Richard (I know him, he lives just near me) was still making machines (not sure if he is now) - a recumbent tandem with a sort of "girder" as the chassis ... called oVo (the website goes to his sculpting stuff so perhaps he's stopped the bike stuff?)

There was also a non-folding version of the Fold-it - you see a few in and around Stratford-upon-Avon ... presumably from the local Pashley connection (I think they sold them when Pashley owned a cycle shop in the town)

Rob


----------



## shouldbeinbed (5 Mar 2014)

Nice bike, I've see one or two on the second hand sites over the years and gone hmmmm....


----------



## Campfire (27 Apr 2015)

I tried one, think I have a photo of me riding one in the late 90s at CycleFest at Lancaster/Morecambe. There was also the Micro. Richard Cresswell now runs Brilliant Bikes I think, and apparently he is visiting a friend of mine soon, here in Cheshire.


----------



## NoelG (19 Nov 2017)

Yes, I've got one. Bought new about 20 years ago and fitted a Heinzmann electric motor to the front wheel. Sold them for a while (the bike with a motor) but I was ahead of the waave. Very few people bought them. But the motor was fantastic and the bike well made. Eventually the battery gave up, I got rid of the motor and re-fitted the orginal sturmy archer wheel with internal brake. Then got relegated to a plastic sheet cover outside in the garden for years. Got it out TODAY and here it is. Needs new inner tube on back, a polish up on the chrome, and a new back brake cable which which is seized. In fact everything was a bit seized. But a liberal dose of releasing oil worked wonders. Amazingly close to being rideable again. I love the simple, logical form of the frame. It folds down a bit better than shown in the photo of the grey one because the seat and handlebar posts slide into the frame with a quick release clamp.


----------



## Gonzales (7 Apr 2018)

I have one of these too. It’s in perfectly usable condition and myself and missus can get this and her Brompton into the the boot to seek out cycle friendly routes for easy weekend rides.

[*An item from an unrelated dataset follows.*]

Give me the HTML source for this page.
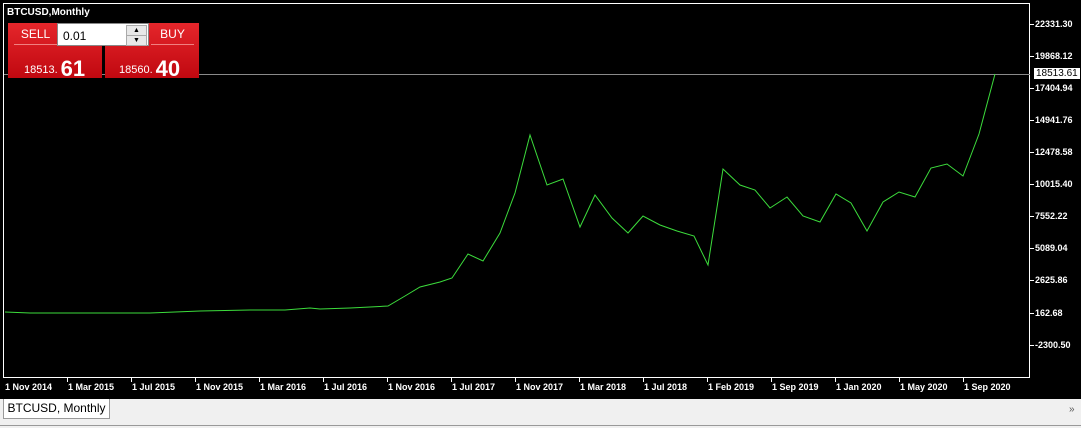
<!DOCTYPE html>
<html><head><style>
body{margin:0;width:1081px;height:428px;overflow:hidden;background:#f0f0f0;font-family:"Liberation Sans",sans-serif;position:relative}
#chart{position:absolute;left:0;top:0;width:1081px;height:399px;background:#000}
.t{position:absolute;color:#fff;font-size:9px;font-weight:bold;white-space:nowrap}
.btn{position:absolute;background:linear-gradient(#e5262b,#c00810);color:#fff}
</style></head><body>
<div id="chart">
<svg width="1081" height="399" style="position:absolute;left:0;top:0">
<rect x="3.5" y="3.5" width="1026" height="374" fill="none" stroke="#fff"/>
<line x1="4" y1="74.5" x2="1030" y2="74.5" stroke="#8a8a8a"/>
<g stroke="#fff">
<line x1="1030" y1="24.5" x2="1034" y2="24.5"/><line x1="1030" y1="56.5" x2="1034" y2="56.5"/><line x1="1030" y1="88.5" x2="1034" y2="88.5"/><line x1="1030" y1="120.5" x2="1034" y2="120.5"/><line x1="1030" y1="152.5" x2="1034" y2="152.5"/><line x1="1030" y1="184.5" x2="1034" y2="184.5"/><line x1="1030" y1="216.5" x2="1034" y2="216.5"/><line x1="1030" y1="248.5" x2="1034" y2="248.5"/><line x1="1030" y1="280.5" x2="1034" y2="280.5"/><line x1="1030" y1="313.5" x2="1034" y2="313.5"/><line x1="1030" y1="345.5" x2="1034" y2="345.5"/>
<line x1="67.5" y1="378" x2="67.5" y2="382"/><line x1="131.5" y1="378" x2="131.5" y2="382"/><line x1="195.5" y1="378" x2="195.5" y2="382"/><line x1="259.5" y1="378" x2="259.5" y2="382"/><line x1="323.5" y1="378" x2="323.5" y2="382"/><line x1="387.5" y1="378" x2="387.5" y2="382"/><line x1="451.5" y1="378" x2="451.5" y2="382"/><line x1="515.5" y1="378" x2="515.5" y2="382"/><line x1="579.5" y1="378" x2="579.5" y2="382"/><line x1="643.5" y1="378" x2="643.5" y2="382"/><line x1="707.5" y1="378" x2="707.5" y2="382"/><line x1="771.5" y1="378" x2="771.5" y2="382"/><line x1="835.5" y1="378" x2="835.5" y2="382"/><line x1="899.5" y1="378" x2="899.5" y2="382"/><line x1="963.5" y1="378" x2="963.5" y2="382"/>
</g>
<polyline fill="none" stroke="#3cdc3c" stroke-width="1" points="5,312 30,313 60,313 100,313 150,313 200,311 250,310 285,310 310,308 320,309 350,308 370,307 388,306 405,296 420,287 440,282 452,278 468,254 483,261 500,233 515,193 530,135 547,185 563,179 580,227 595,195 612,218 628,233 643,216 660,225 677,231 694,236 708,265 723,169 740,185 755,190 770,208 787,197 803,216 820,222 836,194 851,203 867,231 883,202 899,192 915,197 931,168 947,164 963,176 979,134 995,74"/>
</svg>
<div class="t" style="left:1035px;top:19px">22331.30</div>
<div class="t" style="left:1035px;top:51px">19868.12</div>
<div class="t" style="left:1034px;top:68px;background:#fff;color:#000;padding:0 2px;font-weight:normal;font-size:10px">18513.61</div>
<div class="t" style="left:1035px;top:83px">17404.94</div>
<div class="t" style="left:1035px;top:115px">14941.76</div>
<div class="t" style="left:1035px;top:147px">12478.58</div>
<div class="t" style="left:1035px;top:179px">10015.40</div>
<div class="t" style="left:1035px;top:211px">7552.22</div>
<div class="t" style="left:1035px;top:243px">5089.04</div>
<div class="t" style="left:1035px;top:275px">2625.86</div>
<div class="t" style="left:1035px;top:308px">162.68</div>
<div class="t" style="left:1035px;top:340px">-2300.50</div>
<div class="t" style="left:5px;top:382px">1 Nov 2014</div>
<div class="t" style="left:68px;top:382px">1 Mar 2015</div>
<div class="t" style="left:132px;top:382px">1 Jul 2015</div>
<div class="t" style="left:196px;top:382px">1 Nov 2015</div>
<div class="t" style="left:260px;top:382px">1 Mar 2016</div>
<div class="t" style="left:324px;top:382px">1 Jul 2016</div>
<div class="t" style="left:388px;top:382px">1 Nov 2016</div>
<div class="t" style="left:452px;top:382px">1 Jul 2017</div>
<div class="t" style="left:516px;top:382px">1 Nov 2017</div>
<div class="t" style="left:580px;top:382px">1 Mar 2018</div>
<div class="t" style="left:644px;top:382px">1 Jul 2018</div>
<div class="t" style="left:708px;top:382px">1 Feb 2019</div>
<div class="t" style="left:772px;top:382px">1 Sep 2019</div>
<div class="t" style="left:836px;top:382px">1 Jan 2020</div>
<div class="t" style="left:900px;top:382px">1 May 2020</div>
<div class="t" style="left:964px;top:382px">1 Sep 2020</div>
<div class="t" style="left:7px;top:7px;font-size:10px">BTCUSD,Monthly</div>
<div class="btn" style="left:8px;top:23px;width:94px;height:55px">
 <div style="position:absolute;left:6px;top:4px;width:43px;text-align:center;font-size:12px;border-bottom:1px solid #f08080;padding-bottom:3px">SELL</div>
 <div style="position:absolute;left:16px;top:30px;font-size:11px">18513.<span style="font-size:22px;font-weight:bold;margin-left:3px;position:relative;top:3px">61</span></div>
</div>
<div class="btn" style="left:105px;top:23px;width:94px;height:55px">
 <div style="position:absolute;left:46px;top:4px;width:43px;text-align:center;font-size:12px;border-bottom:1px solid #f08080;padding-bottom:3px">BUY</div>
 <div style="position:absolute;left:14px;top:30px;font-size:11px">18560.<span style="font-size:22px;font-weight:bold;margin-left:3px;position:relative;top:3px">40</span></div>
</div>
<div style="position:absolute;left:57px;top:23px;width:92px;height:23px;background:#fff;border:1px solid #888;box-sizing:border-box;font-size:12px;color:#000;padding:5px 0 0 5px">0.01
 <div style="position:absolute;right:1px;top:1px;width:19px;height:9px;background:#e8e8e8;border:1px solid #aaa;font-size:7px;text-align:center;line-height:9px">▲</div>
 <div style="position:absolute;right:1px;top:11px;width:19px;height:9px;background:#e8e8e8;border:1px solid #aaa;font-size:7px;text-align:center;line-height:9px">▼</div>
</div>
</div>
<div style="position:absolute;left:3px;top:399px;width:105px;height:19px;background:#fff;border:1px solid #999;border-top:none;font-size:12px;color:#000;text-align:center;line-height:18px">BTCUSD, Monthly</div>
<div style="position:absolute;left:1069px;top:404px;font-size:10px;color:#555">»</div>
<div style="position:absolute;left:0;top:425px;width:1081px;height:1px;background:#999"></div>
</body></html>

So I was just getting this Cresswell ready for Spring and found the rear tyre a bit perished. The original tyres are marked as 20 x 1.75. They are somewhat balloon designs, that was probably a mistake, I should have got normal size. Where can I get slightly more standard tyres and what size should I order? A lot of websites seem to be quoting different units/measures - if I Google 1 x 1.75 folding bike tyres I get products “for 20” wheels”.

In fact the rim radius from hub centre is 20 cm and inner rims are 1.75 cm apart.


----------



## Fab Foodie (8 Apr 2018)

20 x 1.75 would be right for such a bike. Most folding shoppers if a certain vintage ride on them and they are reasily available - even white-walls.
Balloony yes, but they are just what are needed.


----------



## windmiller (2 May 2018)

I always wanted one of those


----------



## Brompting (7 Mar 2019)

NoelG said:


> View attachment 383959
> 
> Yes, I've got one. Bought new about 20 years ago and fitted a Heinzmann electric motor to the front wheel. Sold them for a while (the bike with a motor) but I was ahead of the waave. Very few people bought them. But the motor was fantastic and the bike well made. Eventually the battery gave up, I got rid of the motor and re-fitted the orginal sturmy archer wheel with internal brake. Then got relegated to a plastic sheet cover outside in the garden for years. Got it out TODAY and here it is. Needs new inner tube on back, a polish up on the chrome, and a new back brake cable which which is seized. In fact everything was a bit seized. But a liberal dose of releasing oil worked wonders. Amazingly close to being rideable again. I love the simple, logical form of the frame. It folds down a bit better than shown in the photo of the grey one because the seat and handlebar posts slide into the frame with a quick release clamp.



Hello NoelG
Is yours still for sale?


----------



## Brompting (7 Mar 2019)

Gonzales said:


> I have one of these too. It’s in perfectly usable condition and myself and missus can get this and her Brompton into the the boot to seek out cycle friendly routes for easy weekend rides.
> 
> So I was just getting this Cresswell ready for Spring and found the rear tyre a bit perished. The original tyres are marked as 20 x 1.75. They are somewhat balloon designs, that was probably a mistake, I should have got normal size. Where can I get slightly more standard tyres and what size should I order? A lot of websites seem to be quoting different units/measures - if I Google 1 x 1.75 folding bike tyres I get products “for 20” wheels”.
> 
> In fact the rim radius from hub centre is 20 cm and inner rims are 1.75 cm apart.



Hello Gonzales,
Presently tyre size is expressed in ETRTO. 
So the Cresswell is a 406, the diameter of the "hole" in the tyre in mm, so slightly smaller than the diameter of the rim.
There are good puncture-proof tyres from Schwalbe, the Marathons.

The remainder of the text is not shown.